Tapan Sinha’s ATANKA- Mastermoshai, apni kichu dekhen ni !

Elections in Bengal are like Ma Kali, always thirsting for blood. The cycle of violence continues. Why should one bother about this crime, but not that one? Whataboutery is a convenient ploy to absolve oneself of guilt. Human sacrifice during elections still occurs with ritualistic expectations and impunity. Police has always been a bystander – mistress of the party in power. Universities resemble party offices with so many posters. One can get away in Bengal by labelling a murder ‘political’, even in this time and age. Urban middle class is too engrossed with families, festivals and livelihood to lose sleep over street violence. Tapan Sinha’s masterpiece, released in 1986, does not feel at all dated in 2021.
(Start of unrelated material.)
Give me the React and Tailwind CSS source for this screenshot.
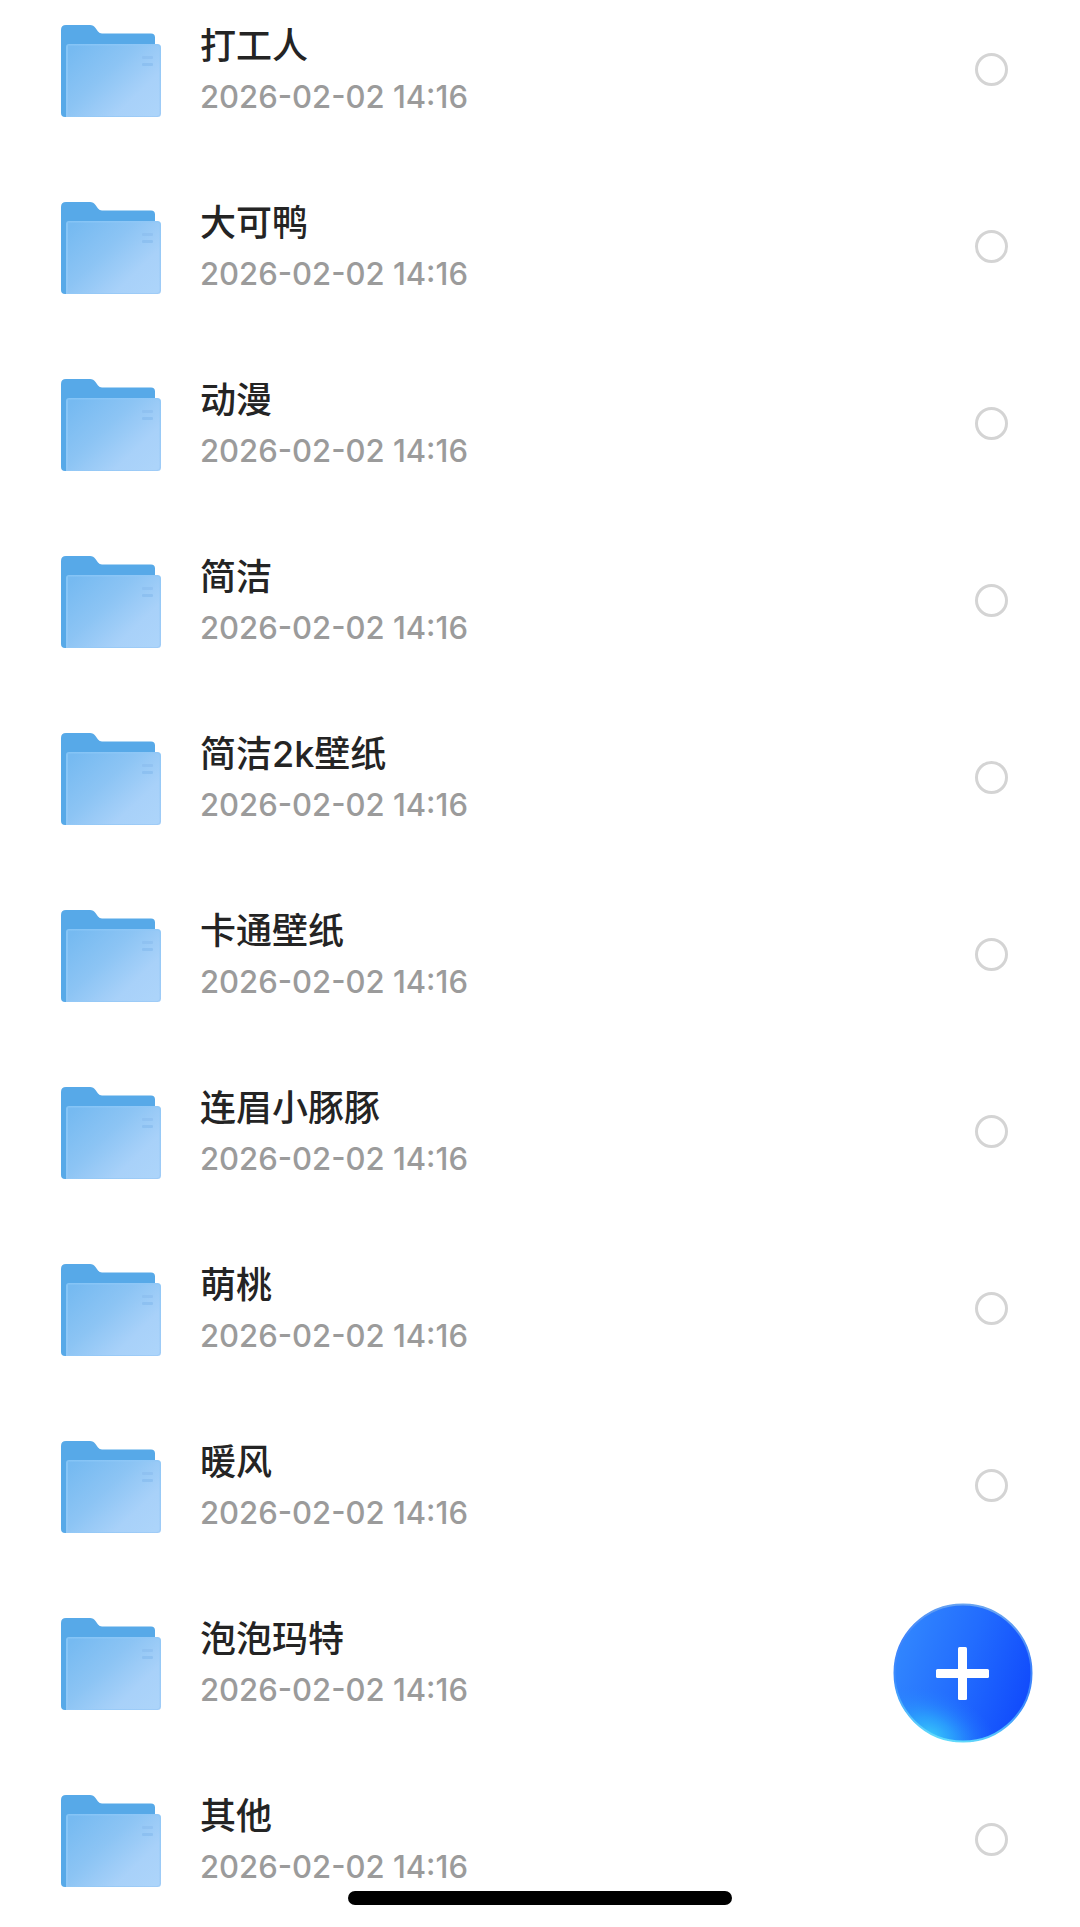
import { useState } from 'react'

const folders = [
  { id: 1, name: '打工人', modified: '2026-02-02 14:16' },
  { id: 2, name: '大可鸭', modified: '2026-02-02 14:16' },
  { id: 3, name: '动漫', modified: '2026-02-02 14:16' },
  { id: 4, name: '简洁', modified: '2026-02-02 14:16' },
  { id: 5, name: '简洁2k壁纸', modified: '2026-02-02 14:16' },
  { id: 6, name: '卡通壁纸', modified: '2026-02-02 14:16' },
  { id: 7, name: '连眉小豚豚', modified: '2026-02-02 14:16' },
  { id: 8, name: '萌桃', modified: '2026-02-02 14:16' },
  { id: 9, name: '暖风', modified: '2026-02-02 14:16' },
  { id: 10, name: '泡泡玛特', modified: '2026-02-02 14:16' },
  { id: 11, name: '其他', modified: '2026-02-02 14:16' },
]

function FolderIcon() {
  return (
    <svg viewBox="0 0 100 92" className="w-[100px] h-[92px] shrink-0" aria-hidden="true">
      <defs>
        <linearGradient id="folder-front" x1="0" y1="0.1" x2="1" y2="0.9">
          <stop offset="0" stopColor="#76baf1" />
          <stop offset="0.4" stopColor="#8cc4f4" />
          <stop offset="0.75" stopColor="#a8d1f9" />
          <stop offset="1" stopColor="#acd4fa" />
        </linearGradient>
        <linearGradient id="folder-edge" x1="0" y1="0" x2="1" y2="1">
          <stop offset="0" stopColor="#84c4f6" />
          <stop offset="1" stopColor="#a0ccf7" />
        </linearGradient>
      </defs>
      <path
        d="M0 5Q0 0 5 0H29Q32.500 0 34.500 3L37 6.500Q38.500 8.500 41 8.500H90Q94 8.500 94 12.500V30H8V92H4Q0 92 0 88Z"
        fill="#57a9e8"
      />
      <path d="M5 22Q5 19 8 19H96.500Q100 19 100 22.500V88.500Q100 92 96.500 92H5Z" fill="url(#folder-edge)" />
      <path d="M7 20.500H95.500Q98.500 20.500 98.500 23.500V88Q98.500 91 95.500 91H7Z" fill="url(#folder-front)" />
      <rect x="81" y="31" width="11" height="3" rx="1" fill="#84b9ec" opacity="0.450" />
      <rect x="81" y="38" width="11" height="3" rx="1" fill="#84b9ec" opacity="0.600" />
    </svg>
  )
}

function FolderRow({ folder, checked, onToggle }) {
  const inputId = `folder-${folder.id}`

  return (
    <li className="flex items-center">
      <FolderIcon />
      <label htmlFor={inputId} className="flex-1 min-w-0 pl-[39px]">
        <span className="block truncate text-[36px] leading-[52px] font-medium text-[#242424]">{folder.name}</span>
        <span className="block text-[31px] leading-[50px] font-medium text-[#9b9b9b]">{folder.modified}</span>
      </label>
      <input
        id={inputId}
        type="checkbox"
        checked={checked}
        onChange={onToggle}
        className="appearance-none shrink-0 size-[33px] mb-1 rounded-full border-3 border-[#d4d4d4] bg-white checked:border-[#1f6bff] checked:bg-[#1f6bff]"
      />
    </li>
  )
}

function AddButton() {
  return (
    <button type="button" aria-label="新建" className="fixed right-[47px] bottom-[184px] size-[140px] rounded-full">
      <svg viewBox="0 0 140 140" className="size-full" aria-hidden="true">
        <defs>
          <linearGradient id="add-base" x1="0.050" y1="0.350" x2="0.950" y2="0.650">
            <stop offset="0" stopColor="#3084fe" />
            <stop offset="0.500" stopColor="#226cfe" />
            <stop offset="1" stopColor="#124dfc" />
          </linearGradient>
          <radialGradient
            id="add-glow"
            gradientUnits="userSpaceOnUse"
            cx="0"
            cy="0"
            r="1"
            gradientTransform="translate(38 132) rotate(24) scale(72 46)"
          >
            <stop offset="0" stopColor="#38c6fa" />
            <stop offset="0.350" stopColor="#2cabfc" stopOpacity="0.750" />
            <stop offset="0.700" stopColor="#2890fd" stopOpacity="0.300" />
            <stop offset="1" stopColor="#2478ff" stopOpacity="0" />
          </radialGradient>
          <linearGradient id="add-rim" x1="0.600" y1="0" x2="0.400" y2="1">
            <stop offset="0" stopColor="#6aa5f0" />
            <stop offset="0.350" stopColor="#3f83fb" />
            <stop offset="0.650" stopColor="#3c8cfd" />
            <stop offset="1" stopColor="#62dcfb" />
          </linearGradient>
        </defs>
        <circle cx="70" cy="70" r="69" fill="url(#add-base)" />
        <circle cx="70" cy="70" r="69" fill="url(#add-glow)" />
        <circle cx="70" cy="70" r="68.500" fill="none" stroke="url(#add-rim)" strokeWidth="2" />
        <rect x="43" y="66" width="53" height="9" rx="1.500" fill="#fff" />
        <rect x="65" y="44" width="9" height="53" rx="1.500" fill="#fff" />
      </svg>
    </button>
  )
}

export default function App() {
  const [selected, setSelected] = useState([])

  const toggle = (id) =>
    setSelected((prev) => (prev.includes(id) ? prev.filter((s) => s !== id) : [...prev, id]))

  return (
    <div className="min-h-screen bg-white font-['Inter','Noto_Sans_CJK_SC',sans-serif]">
      <ul className="flex flex-col gap-[75px] pt-5 pb-8 pl-[61px] pr-[72px]">
        {folders.map((folder) => (
          <FolderRow
            key={folder.id}
            folder={folder}
            checked={selected.includes(folder.id)}
            onToggle={() => toggle(folder.id)}
          />
        ))}
      </ul>

      <AddButton />

      <div className="fixed bottom-[22px] left-1/2 -translate-x-1/2 w-[384px] h-[14px] rounded-full bg-black" />
    </div>
  )
}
The film begins with the camera trained on a woman, holding hands of her two kids, as she passes by a wall filled with election graffiti. Some young men are seen throwing locally-made bombs. Urban middle class grown-ups are busy haggling, buying and relishing the prospects of eating, cheap fish and veggies. Toddlers are going to school in a steel cage-like rickshaw. Two college students walk past, having this rather fanciful conversation-

“Azhar’s backfoot drive reminds me of Joe Handstaff.”

“Who was Joe Handstaff?”

“The most stylish batsman in the world, who represented England in the 1940s.”

Mastermoshai Sugdhanshu Mukherjee, played by Soumitra Chatterjee, is seen giving home lessons to a boy. During their conversation he expresses dismay that the school teacher had not covered the entire syllabus. The boy tells him that he is required to write 120 words on election posters on college and house walls of Calcutta, which never get removed even after campaigning gets over. The Master does not seem pleased about falling educational standards, and entrenchment of party politics in campuses. It is late in the night, and raining heavily. While returning home in the dark night, the conscientious Master happens to witness a brutal stabbing incident.

Such brazen perpetration of violence leaves him terror-struck. His shock and disappointment knows no bounds upon realizing that one of the goons was his own former student. The unapologetic youth brazenly walks up to his teacher, and indirectly warns him with dire consequences in these ominous words-

“Mastermoshai, apni kichu dekhen ni”.

(Mastermoshai, you’ve seen nothing, I repeat, you’ve seen nothing)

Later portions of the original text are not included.